My Lords, if I may interrupt the noble Lord, I knew when I spoke that what I said was not entirely relevant to the Bill, but I was hopeful that, as we were discussing this, there might be an opportunity—it is doing no harm, and it may help—when we come to the Committee stage, to get something into the Bill by means of an Amendment which might go further than the Bill goes at present on this point, which I think is important.

LORD SORENSEN

I appreciate that. If the noble Lord cares to put down an Amendment, there is nothing to prevent him from doing so. We can then argue the question, and having seen the terms of the Amendment we can possibly give him a more considered reply than I can give now. I am entirely sympathetic with the noble Lord in what he has said.

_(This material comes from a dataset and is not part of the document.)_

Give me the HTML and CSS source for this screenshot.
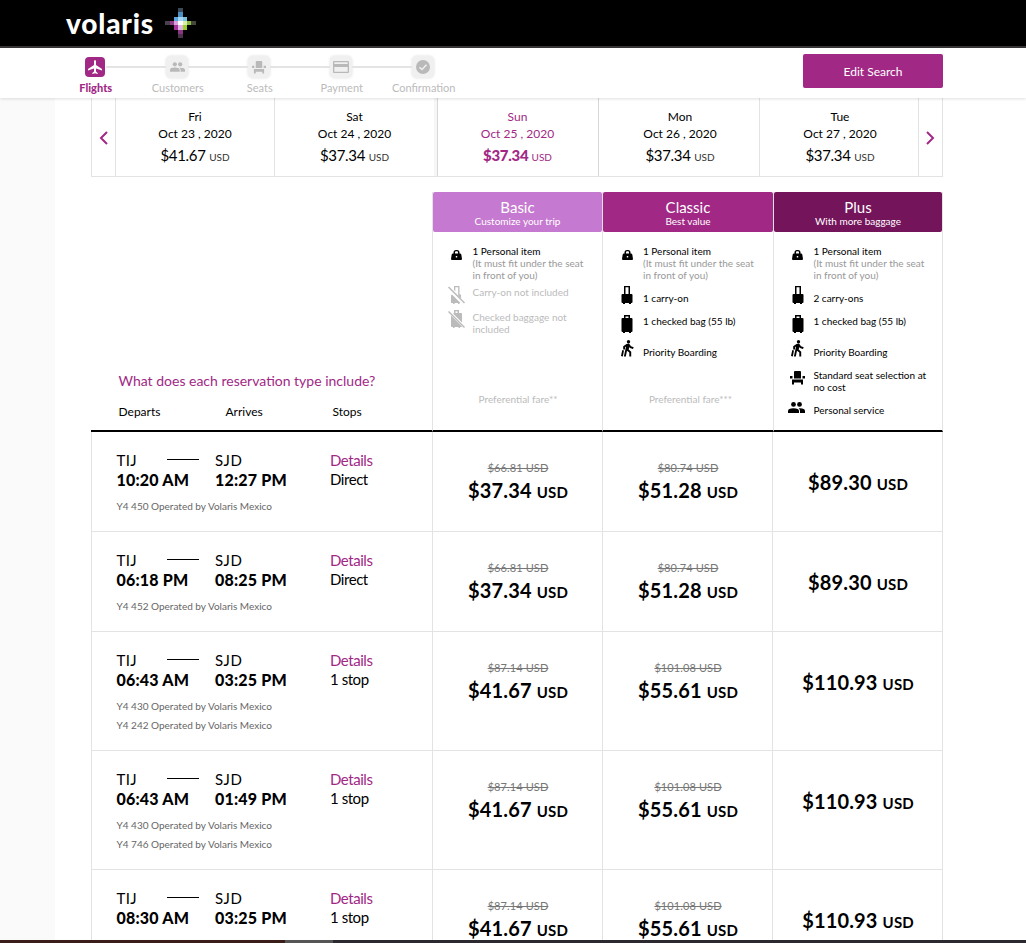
FILE: index.html
```html
<!DOCTYPE html>
<html lang="en">
<head>
<meta charset="utf-8">
<title>Volaris - Flights</title>
<link rel="stylesheet" href="styles.css">
</head>
<body>
<svg class="defs" width="0" height="0">
  <symbol id="bag" viewBox="0 0 11 10"><path fill-rule="evenodd" d="M2.500 3.500V2.500Q2.500 0 5 0H6Q8.500 0 8.500 2.500V3.500H9Q10 3.500 10.300 4.500L11 9Q11 10 10 10H1Q0 10 0 9L.7 4.500Q1 3.500 2 3.500ZM4 3.500H7V2.500Q7 1.300 6 1.300H5Q4 1.300 4 2.500ZM4.800 6V7.400H6.200V6Z"/></symbol>
  <symbol id="carry" viewBox="0 0 12 18"><path fill-rule="evenodd" d="M3 0H9V8H10.500Q11.500 8 11.500 9V16Q11.500 17 10.500 17H10V18H8V17H4V18H2V17H1.500Q.5 17 .5 16V9Q.5 8 1.500 8H3ZM4.500 1.200V8H7.500V1.200Z"/></symbol>
  <symbol id="case" viewBox="0 0 12 18"><path fill-rule="evenodd" d="M3 3V0H9V3H10.500Q11.500 3 11.500 4V16Q11.500 17 10.500 17H10V18H8V17H4V18H2V17H1.500Q.5 17 .5 16V4Q.5 3 1.500 3ZM4.500 1.500V3H7.500V1.500Z"/></symbol>
  <symbol id="walk" viewBox="0 0 13 17"><circle cx="7.500" cy="1.700" r="1.700"/><path d="M5.500 4L8 3.500L10 6.300L12.700 7.300L12 8.900L9 7.900L8.300 7L7.700 9.500L10.200 11.700V16.500H8.300V12.500L6 10.700L4.800 16.500H2.900L5 6.500L4 7.200V9.500H2.200V6.200Z"/><path d="M1.300 10L3 10.500L1.800 16.500L0 16Z"/></symbol>
  <symbol id="seat" viewBox="0 0 15 14"><path d="M4 1Q4 0 5 0H10Q11 0 11 1V7.500H4ZM0 5H2.500V7.500H0ZM12.500 5H15V7.500H12.500ZM2 8.500H13V13.500H11V11.500H4V13.500H2Z"/></symbol>
  <symbol id="people" viewBox="0 0 17 11"><circle cx="5.500" cy="2.400" r="2.400"/><circle cx="11.500" cy="2.400" r="2.400"/><path d="M0 11V9Q0 6.200 5.500 6.200Q11 6.200 11 9V11ZM12 11V9Q12 7.300 10.700 6.300Q17 6 17 9V11Z"/></symbol>
  <symbol id="nocarry" viewBox="0 0 17 18"><path d="M6 4V0H11.500V8.500H13V12.500L10.200 9.700V1.300H7.300V5.300ZM3 9.500L4 8.500L12.500 17H11.500V18H10V17H6.500V18H5V17H3Z"/><path d="M0 1.500L1 .5L17 16.500L16 17.500Z"/></symbol>
  <symbol id="nocase" viewBox="0 0 17 18"><path d="M6 3V0H11V3H13Q14 3 14 4V12.500L5 3.500ZM3 5.500L14 16.500L13 17H12V18H10.500V17H6.500V18H5V17H4Q3 17 3 16Z"/><path d="M0 2L1 1L17 17L16 18Z"/><path d="M7.500 1.300H9.500V3H7.500Z" class="hole"/></symbol>
</svg>
<header class="brand">
  <span class="logo">volaris</span>
  <svg class="star" width="31" height="30" viewBox="0 0 31 30">
    <path fill="#3c4a58" d="M13 0h5v4h-5z"/><path fill="#4d8fc0" d="M13 4h5v5h-5z"/><path fill="#5aa4dc" d="M9 9h4v4H9z"/><path fill="#a4d4f2" d="M13 9h5v4h-5z"/><path fill="#7cc0e0" d="M18 9h4v4h-4z"/>
    <path fill="#4a3f4c" d="M0 13h5v4H0z"/><path fill="#8d3a88" d="M5 13h4v4H5z"/><path fill="#d9a0dc" d="M9 13h4v4H9z"/><path fill="#fff" d="M13 13h5v4h-5z"/><path fill="#d7efa8" d="M18 13h4v4h-4z"/><path fill="#8cb848" d="M22 13h4v4h-4z"/><path fill="#44483a" d="M26 13h5v4h-5z"/>
    <path fill="#a8329c" d="M9 17h4v5H9z"/><path fill="#e0b4e4" d="M13 17h5v5h-5z"/><path fill="#9ad028" d="M18 17h4v5h-4z"/><path fill="#8a3484" d="M13 22h5v4h-5z"/><path fill="#4a3248" d="M13 26h5v4h-5z"/>
  </svg>
</header>
<nav class="steps">
  <ol class="track">
    <li class="step on"><span class="ico"><svg width="14" height="14" viewBox="0 0 14 14"><path d="M7 0Q8 0 8 1.500V5L14 9V10.500L8 8.500V11.500L9.700 13V14L7 13.200L4.300 14V13L6 11.500V8.500L0 10.500V9L6 5V1.500Q6 0 7 0Z"/></svg></span><span class="name">Flights</span></li>
    <li class="step"><span class="ico"><svg width="15" height="10"><use href="#people"/></svg></span><span class="name">Customers</span></li>
    <li class="step"><span class="ico"><svg width="14" height="13"><use href="#seat"/></svg></span><span class="name">Seats</span></li>
    <li class="step"><span class="ico"><svg width="16" height="12" viewBox="0 0 16 12"><path fill-rule="evenodd" d="M1 0H15Q16 0 16 1V11Q16 12 15 12H1Q0 12 0 11V1Q0 0 1 0ZM1.300 1.300V3H14.700V1.300ZM1.300 6V10.700H14.700V6Z"/></svg></span><span class="name">Payment</span></li>
    <li class="step"><span class="ico"><svg width="14" height="14" viewBox="0 0 14 14"><circle cx="7" cy="7" r="7"/><path d="M3.500 7.200L6 9.500L10.500 4.800" class="tick"/></svg></span><span class="name">Confirmation</span></li>
  </ol>
  <button class="edit">Edit Search</button>
</nav>
<main class="page">
  <div class="gutter"></div>
  <div class="content">
    <section class="dates">
      <div class="arrow"><svg width="9" height="14" viewBox="0 0 9 14"><path d="M8 1L2 7L8 13"/></svg></div>
      <div class="day"><span>Fri</span><span>Oct 23 , 2020</span><b>$41.67 <small>USD</small></b></div>
      <div class="day before"><span>Sat</span><span>Oct 24 , 2020</span><b>$37.34 <small>USD</small></b></div>
      <div class="day chosen"><span>Sun</span><span>Oct 25 , 2020</span><b>$37.34 <small>USD</small></b></div>
      <div class="day late"><span>Mon</span><span>Oct 26 , 2020</span><b>$37.34 <small>USD</small></b></div>
      <div class="day late"><span>Tue</span><span>Oct 27 , 2020</span><b>$37.34 <small>USD</small></b></div>
      <div class="arrow"><svg width="9" height="14" viewBox="0 0 9 14"><path d="M1 1L7 7L1 13"/></svg></div>
    </section>
    <section class="fares">
      <div class="intro">
        <a class="question">What does each reservation type include?</a>
        <div class="heads"><span>Departs</span><span>Arrives</span><span>Stops</span></div>
      </div>
      <div class="fare basic">
        <div class="title"><strong>Basic</strong><span>Customize your trip</span></div>
        <ul>
          <li class="personal"><i><svg width="11" height="10"><use href="#bag"/></svg></i><p>1 Personal item<em>(It must fit under the seat<br>in front of you)</em></p></li>
          <li class="none n1"><i><svg width="17" height="18"><use href="#nocarry"/></svg></i><p>Carry-on not included</p></li>
          <li class="none n2"><i><svg width="17" height="18"><use href="#nocase"/></svg></i><p>Checked baggage not<br>included</p></li>
        </ul>
        <span class="pref">Preferential fare**</span>
      </div>
      <div class="fare classic">
        <div class="title"><strong>Classic</strong><span>Best value</span></div>
        <ul>
          <li class="personal"><i><svg width="11" height="10"><use href="#bag"/></svg></i><p>1 Personal item<em>(It must fit under the seat<br>in front of you)</em></p></li>
          <li class="r1"><i><svg width="12" height="18"><use href="#carry"/></svg></i><p>1 carry-on</p></li>
          <li class="r2"><i><svg width="12" height="18"><use href="#case"/></svg></i><p>1 checked bag (55 lb)</p></li>
          <li class="r3"><i><svg width="13" height="17"><use href="#walk"/></svg></i><p>Priority Boarding</p></li>
        </ul>
        <span class="pref">Preferential fare***</span>
      </div>
      <div class="fare plus">
        <div class="title"><strong>Plus</strong><span>With more baggage</span></div>
        <ul>
          <li class="personal"><i><svg width="11" height="10"><use href="#bag"/></svg></i><p>1 Personal item<em>(It must fit under the seat<br>in front of you)</em></p></li>
          <li class="r1"><i><svg width="12" height="18"><use href="#carry"/></svg></i><p>2 carry-ons</p></li>
          <li class="r2"><i><svg width="12" height="18"><use href="#case"/></svg></i><p>1 checked bag (55 lb)</p></li>
          <li class="r3"><i><svg width="13" height="17"><use href="#walk"/></svg></i><p>Priority Boarding</p></li>
          <li class="r4"><i><svg width="15" height="14"><use href="#seat"/></svg></i><p>Standard seat selection at<br>no cost</p></li>
          <li class="r5"><i><svg width="17" height="11"><use href="#people"/></svg></i><p>Personal service</p></li>
        </ul>
      </div>
    </section>
    <section class="flights">
      <article class="flight">
        <div class="route"><div class="from"><span>TIJ</span><b>10:20 AM</b></div><hr><div class="to"><span>SJD</span><b>12:27 PM</b></div><div class="stops"><a>Details</a><span>Direct</span></div><p class="op">Y4 450 Operated by Volaris Mexico</p></div>
        <div class="cell"><s>$66.81 USD</s><b>$37.34 <small>USD</small></b></div><div class="cell"><s>$80.74 USD</s><b>$51.28 <small>USD</small></b></div><div class="cell solo"><b>$89.30 <small>USD</small></b></div>
      </article>
      <article class="flight">
        <div class="route"><div class="from"><span>TIJ</span><b>06:18 PM</b></div><hr><div class="to"><span>SJD</span><b>08:25 PM</b></div><div class="stops"><a>Details</a><span>Direct</span></div><p class="op">Y4 452 Operated by Volaris Mexico</p></div>
        <div class="cell"><s>$66.81 USD</s><b>$37.34 <small>USD</small></b></div><div class="cell"><s>$80.74 USD</s><b>$51.28 <small>USD</small></b></div><div class="cell solo"><b>$89.30 <small>USD</small></b></div>
      </article>
      <article class="flight two">
        <div class="route"><div class="from"><span>TIJ</span><b>06:43 AM</b></div><hr><div class="to"><span>SJD</span><b>03:25 PM</b></div><div class="stops"><a>Details</a><span>1 stop</span></div><p class="op">Y4 430 Operated by Volaris Mexico<br>Y4 242 Operated by Volaris Mexico</p></div>
        <div class="cell"><s>$87.14 USD</s><b>$41.67 <small>USD</small></b></div><div class="cell"><s>$101.08 USD</s><b>$55.61 <small>USD</small></b></div><div class="cell solo"><b>$110.93 <small>USD</small></b></div>
      </article>
      <article class="flight two">
        <div class="route"><div class="from"><span>TIJ</span><b>06:43 AM</b></div><hr><div class="to"><span>SJD</span><b>01:49 PM</b></div><div class="stops"><a>Details</a><span>1 stop</span></div><p class="op">Y4 430 Operated by Volaris Mexico<br>Y4 746 Operated by Volaris Mexico</p></div>
        <div class="cell"><s>$87.14 USD</s><b>$41.67 <small>USD</small></b></div><div class="cell"><s>$101.08 USD</s><b>$55.61 <small>USD</small></b></div><div class="cell solo"><b>$110.93 <small>USD</small></b></div>
      </article>
      <article class="flight two">
        <div class="route"><div class="from"><span>TIJ</span><b>08:30 AM</b></div><hr><div class="to"><span>SJD</span><b>03:25 PM</b></div><div class="stops"><a>Details</a><span>1 stop</span></div></div>
        <div class="cell"><s>$87.14 USD</s><b>$41.67 <small>USD</small></b></div><div class="cell"><s>$101.08 USD</s><b>$55.61 <small>USD</small></b></div><div class="cell solo"><b>$110.93 <small>USD</small></b></div>
      </article>
    </section>
  </div>
</main>
<footer class="strip"></footer>
</body>
</html>
```
FILE: styles.css
```css
* { box-sizing: border-box; }
body { margin: 0; height: 943px; overflow: hidden; display: flex; flex-direction: column; background: #fff; color: #000; font-family: Lato, "Liberation Sans", sans-serif; font-size: 12px; }
ul, ol, p { margin: 0; padding: 0; list-style: none; }
.defs { display: block; height: 0; flex: none; }

.brand { flex: none; height: 48px; background: #000; border-bottom: 2px solid #393637; display: flex; align-items: flex-start; padding-left: 66px; }
.logo { width: 99px; color: #fff; font: 900 28px/47px Lato, sans-serif; letter-spacing: .8px; }
.star { margin-top: 8px; }

.steps { flex: none; height: 50px; display: flex; justify-content: space-between; padding: 0 83px 0 54px; background: #fff; box-shadow: 0 1px 3px rgba(0,0,0,.13); position: relative; z-index: 1; }
.track { display: flex; }
.step { width: 82px; display: flex; flex-direction: column; align-items: center; color: #bbb; position: relative; padding-top: 8px; }
.step + .step::before { content: ""; position: absolute; left: -30px; top: 18px; width: 60px; height: 2px; background: #e4e4e4; }
.ico { width: 22px; height: 22px; border-radius: 5px; background: #f0f0f0; box-shadow: 0 0 3px #ddd; display: flex; align-items: center; justify-content: center; }
.ico svg { fill: #b9b9b9; }
.tick { fill: none; stroke: #f0f0f0; stroke-width: 1.5; }
.name { padding-left: 1.5px; font-size: 11px; line-height: 20px; white-space: nowrap; }
.on { color: #a12885; }
.on .ico { width: 20px; height: 20px; margin: 1px 0; background: #a12885; border-radius: 4px; box-shadow: none; }
.on .ico svg { fill: #fff; }
.on .name { font-weight: 900; }
.edit { margin-top: 6px; width: 140px; height: 34px; border: 0; border-radius: 2px; background: #a12885; color: #fff; font: 12px Lato, sans-serif; }

.page { flex: 1; min-height: 0; overflow: hidden; display: flex; }
.gutter { width: 55px; flex: none; margin-right: 36px; background: #fafafa; }
.content { width: 852px; flex: none; }

.dates { height: 79px; display: grid; grid-template-columns: 24px 159px 162px 162px 161px 159px 24px; border-bottom: 1px solid #e3e3e3; border-left: 1px solid #e3e3e3; }
.arrow { display: flex; align-items: center; justify-content: center; padding-top: 2px; border-right: 1px solid #e3e3e3; }
.arrow svg { fill: none; stroke: #a12885; stroke-width: 2; }
.arrow:first-child { padding-right: 1px; }
.day { display: flex; flex-direction: column; align-items: center; padding-top: 10px; border-right: 1px solid #e3e3e3; line-height: 17px; }
.late { padding-left: 2px; }
.day b { font-size: 15px; line-height: 26px; font-weight: 400; letter-spacing: -.3px; }
.day small { font-size: 10px; letter-spacing: 0; color: #333; }
.before { border-right: 3px solid #f6f6f6; }
.chosen { color: #a12885; border-left: 1px solid #d8d8d8; border-right-color: #d8d8d8; padding-right: 1px; }
.chosen b { font-weight: 900; }
.chosen small { color: #a12885; font-weight: 400; }

.fares { height: 255px; padding-top: 15px; display: grid; grid-template-columns: 341px 170px 171px 170px; }
.intro { border-bottom: 2px solid #000; padding: 180px 0 0 27.5px; }
.question { display: block; color: #a12885; font-size: 14px; line-height: 18px; }
.heads { margin-top: 13px; display: grid; grid-template-columns: 107px 107px 80px; line-height: 18px; }
.fare { border-left: 1px solid #e3e3e3; border-bottom: 2px solid #000; display: flex; flex-direction: column; }
.plus { border-right: 1px solid #e3e3e3; }
.title { height: 40px; border-radius: 2px; color: #fff; display: flex; flex-direction: column; align-items: center; padding-top: 6px; }
.basic .title { background: #c679d0; }
.classic .title { background: #a12885; }
.plus .title { background: #74155c; }
.title strong { font-weight: 400; font-size: 15px; line-height: 18px; }
.title span { font-size: 10px; line-height: 10px; }
.fare ul { padding: 13px 0 0 10px; font-size: 10px; line-height: 12px; }
.fare li { display: flex; }
.fare i { width: 27px; flex: none; display: flex; justify-content: center; margin-right: 2.5px; }
.classic ul { padding-left: 10.5px; }
.fare em { display: block; font-style: normal; color: #999; }
.fare p { white-space: nowrap; }
.personal i { padding-top: 5px; }
.none { color: #bbb; fill: #bbb; }
.hole { fill: #fff; }
.n1 { margin-top: 5px; height: 20px; }
.n2 { margin-top: 5px; }
.n2 i { margin-top: -1px; }
.r1 { margin-top: 5px; height: 18px; }
.r1 p { padding-top: 6px; }
.r2 { margin-top: 10px; height: 18px; }
.r2 i { padding-top: 1px; }
.r2 p { padding-top: 1px; }
.r3 { margin-top: 8px; height: 18px; }
.r3 p { padding-top: 6px; }
.r4 { margin-top: 11px; height: 24px; }
.r4 i { padding-top: 2px; }
.r5 { margin-top: 9px; height: 15px; }
.r5 i { margin-left: -1px; margin-right: 3.5px; }
.r5 p { padding-top: 2px; }
.pref { margin: auto auto 24px; padding-left: 1px; color: #bbb; font-size: 10px; line-height: 14px; }
.classic .pref { padding-left: 5px; }

.flight { height: 100px; display: grid; grid-template-columns: 341px 170px 170px 171px; border-bottom: 1px solid #e3e3e3; }
.two { height: 119px; }
.route { border-left: 1px solid #e3e3e3; display: grid; grid-template: 39px 1fr / 50.5px 32px 16px 115px 100px; padding: 18px 0 0 24.5px; }
.route > div { display: flex; flex-direction: column; white-space: nowrap; }
.route span, .route a { font-size: 15px; line-height: 20px; }
.route b { font-size: 16px; line-height: 20px; font-weight: 900; letter-spacing: .2px; }
.from { grid-column: 1; }
.to { grid-column: 4; }
.to span { letter-spacing: .5px; }
.from span { letter-spacing: .4px; }
.stops { grid-column: 5; letter-spacing: -.45px; }
.route .stops span { line-height: 19px; }
.stops a { color: #a12885; }
.route hr { margin: 9px 0 0; border: 0; height: 1px; background: #000; width: 32px; }
.op { grid-column: 1 / -1; font-size: 10px; line-height: 19px; color: #666; padding-top: 8px; }
.cell { border-left: 1px solid #e3e3e3; display: flex; flex-direction: column; align-items: center; padding: 29px 0 0 1px; }
.cell s { font-size: 11px; line-height: 14px; color: #777; letter-spacing: .1px; }
.cell b { font-size: 20px; line-height: 30px; white-space: nowrap; letter-spacing: .15px; }
.cell small { font-size: 15px; }
.solo { border-right: 1px solid #e3e3e3; padding-top: 35px; }
.strip { flex: none; height: 3px; background: linear-gradient(90deg, #3a1d18 0 285px, #555 285px 333px, #2c2a30 333px); }
```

The House will not mind my saying that I do not propose to continue very much longer in reply to the remarks made by noble Lords. I think that I have covered some of them at least. I have referred to the noble Viscount, Lord Mersey, and to my noble friend Lord Citrine. My noble friend Lord Mitchison intervened at the last minute, and we are most grateful to him, as we are to all noble Lords who have intervened, for the contribution made out of his great experience particularly with regard to Scotland. I would say again, as I began, that we appreciate that millions of ratepayers in this country have a great burden. Something has to be done to try to ease that burden, even though it can never be reduced as much as the ratepayers themselves desire. Nevertheless, something in particular should be done to ease the burden of those who can least afford it, and something has been done in that direction already.

This Bill will go a little way towards making the system equitable. Even for that reason, I trust earnestly that, though there may be Amendments which will improve the Bill, the substance of it will be acceptable to the whole House in due course.

On Question, Bill read 2a, and committed to a Committee of the Whole House.